*Exercise aim*
Search the entries for the word "html" and pull out each line that has it.

*Raw data*
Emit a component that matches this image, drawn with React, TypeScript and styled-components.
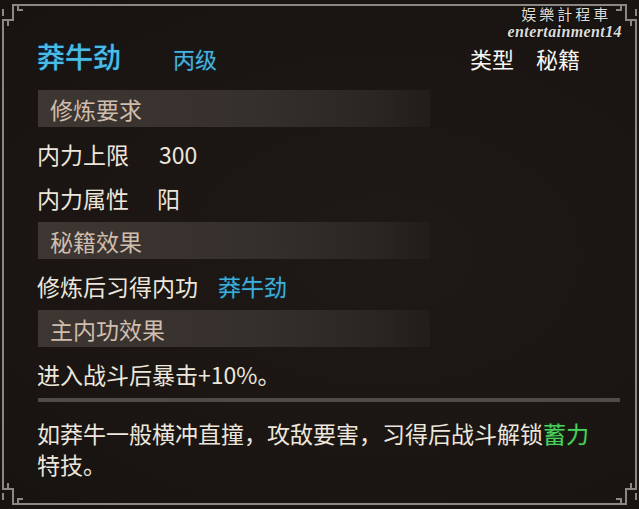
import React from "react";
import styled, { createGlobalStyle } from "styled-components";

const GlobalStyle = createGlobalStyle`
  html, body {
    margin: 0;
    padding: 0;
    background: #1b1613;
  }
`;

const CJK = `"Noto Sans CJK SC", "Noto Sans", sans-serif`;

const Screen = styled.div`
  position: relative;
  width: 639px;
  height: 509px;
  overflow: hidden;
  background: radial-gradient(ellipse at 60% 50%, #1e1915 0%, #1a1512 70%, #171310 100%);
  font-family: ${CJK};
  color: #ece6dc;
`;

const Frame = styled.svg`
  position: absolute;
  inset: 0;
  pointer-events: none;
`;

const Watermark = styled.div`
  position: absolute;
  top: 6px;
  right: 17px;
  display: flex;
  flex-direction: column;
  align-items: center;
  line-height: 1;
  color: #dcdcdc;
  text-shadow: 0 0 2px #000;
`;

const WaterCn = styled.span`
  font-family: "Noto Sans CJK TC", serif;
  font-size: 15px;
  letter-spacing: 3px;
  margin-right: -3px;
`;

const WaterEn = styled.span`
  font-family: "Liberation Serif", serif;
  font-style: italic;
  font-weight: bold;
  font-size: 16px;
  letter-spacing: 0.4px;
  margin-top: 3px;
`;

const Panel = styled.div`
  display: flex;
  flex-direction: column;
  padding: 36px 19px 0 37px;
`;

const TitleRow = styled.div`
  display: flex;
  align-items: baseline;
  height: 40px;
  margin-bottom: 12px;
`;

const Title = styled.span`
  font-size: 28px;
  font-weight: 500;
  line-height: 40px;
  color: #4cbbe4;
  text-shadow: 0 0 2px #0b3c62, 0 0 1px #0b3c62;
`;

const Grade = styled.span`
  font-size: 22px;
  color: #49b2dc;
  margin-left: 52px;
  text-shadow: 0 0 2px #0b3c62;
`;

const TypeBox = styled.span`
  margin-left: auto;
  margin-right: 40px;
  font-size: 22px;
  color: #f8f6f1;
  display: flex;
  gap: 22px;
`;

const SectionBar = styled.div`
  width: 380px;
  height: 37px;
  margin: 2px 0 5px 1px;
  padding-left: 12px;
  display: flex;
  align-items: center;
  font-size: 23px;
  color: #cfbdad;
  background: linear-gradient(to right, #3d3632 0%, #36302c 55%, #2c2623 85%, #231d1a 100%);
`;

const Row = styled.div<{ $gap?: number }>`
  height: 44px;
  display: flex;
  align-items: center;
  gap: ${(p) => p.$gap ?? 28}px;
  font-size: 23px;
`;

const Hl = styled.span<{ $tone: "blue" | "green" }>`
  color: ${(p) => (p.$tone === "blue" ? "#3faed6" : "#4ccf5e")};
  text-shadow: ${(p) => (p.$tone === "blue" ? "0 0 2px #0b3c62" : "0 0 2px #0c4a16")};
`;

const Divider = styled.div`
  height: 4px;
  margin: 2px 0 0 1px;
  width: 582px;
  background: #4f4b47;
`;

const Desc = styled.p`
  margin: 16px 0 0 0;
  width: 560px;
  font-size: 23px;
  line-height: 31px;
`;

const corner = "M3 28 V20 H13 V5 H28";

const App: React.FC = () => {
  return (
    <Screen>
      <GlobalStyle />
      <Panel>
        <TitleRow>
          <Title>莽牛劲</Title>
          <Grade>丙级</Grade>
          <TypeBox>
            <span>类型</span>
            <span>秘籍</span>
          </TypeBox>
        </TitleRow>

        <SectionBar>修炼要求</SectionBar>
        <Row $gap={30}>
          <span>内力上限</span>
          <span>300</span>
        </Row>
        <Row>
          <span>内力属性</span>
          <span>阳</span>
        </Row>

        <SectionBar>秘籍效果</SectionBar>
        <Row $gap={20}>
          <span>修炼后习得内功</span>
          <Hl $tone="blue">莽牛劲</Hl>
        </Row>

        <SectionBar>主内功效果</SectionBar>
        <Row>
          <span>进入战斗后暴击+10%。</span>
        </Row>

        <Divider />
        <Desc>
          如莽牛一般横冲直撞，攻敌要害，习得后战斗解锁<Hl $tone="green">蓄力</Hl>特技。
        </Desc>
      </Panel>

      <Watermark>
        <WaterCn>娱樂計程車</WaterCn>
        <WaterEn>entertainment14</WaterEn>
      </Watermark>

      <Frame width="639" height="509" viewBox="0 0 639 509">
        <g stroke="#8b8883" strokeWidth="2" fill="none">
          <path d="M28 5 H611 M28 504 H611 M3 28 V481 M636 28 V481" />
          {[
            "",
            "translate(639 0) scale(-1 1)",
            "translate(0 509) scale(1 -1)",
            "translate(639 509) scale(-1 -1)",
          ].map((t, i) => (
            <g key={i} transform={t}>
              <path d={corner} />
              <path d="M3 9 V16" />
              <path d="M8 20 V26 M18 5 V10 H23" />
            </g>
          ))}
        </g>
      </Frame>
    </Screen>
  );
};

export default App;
---
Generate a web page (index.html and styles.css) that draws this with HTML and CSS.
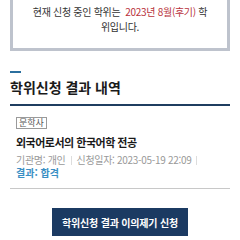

*Correct response*
  html, body {
Generate a web page (index.html and styles.css) that draws this with HTML and CSS.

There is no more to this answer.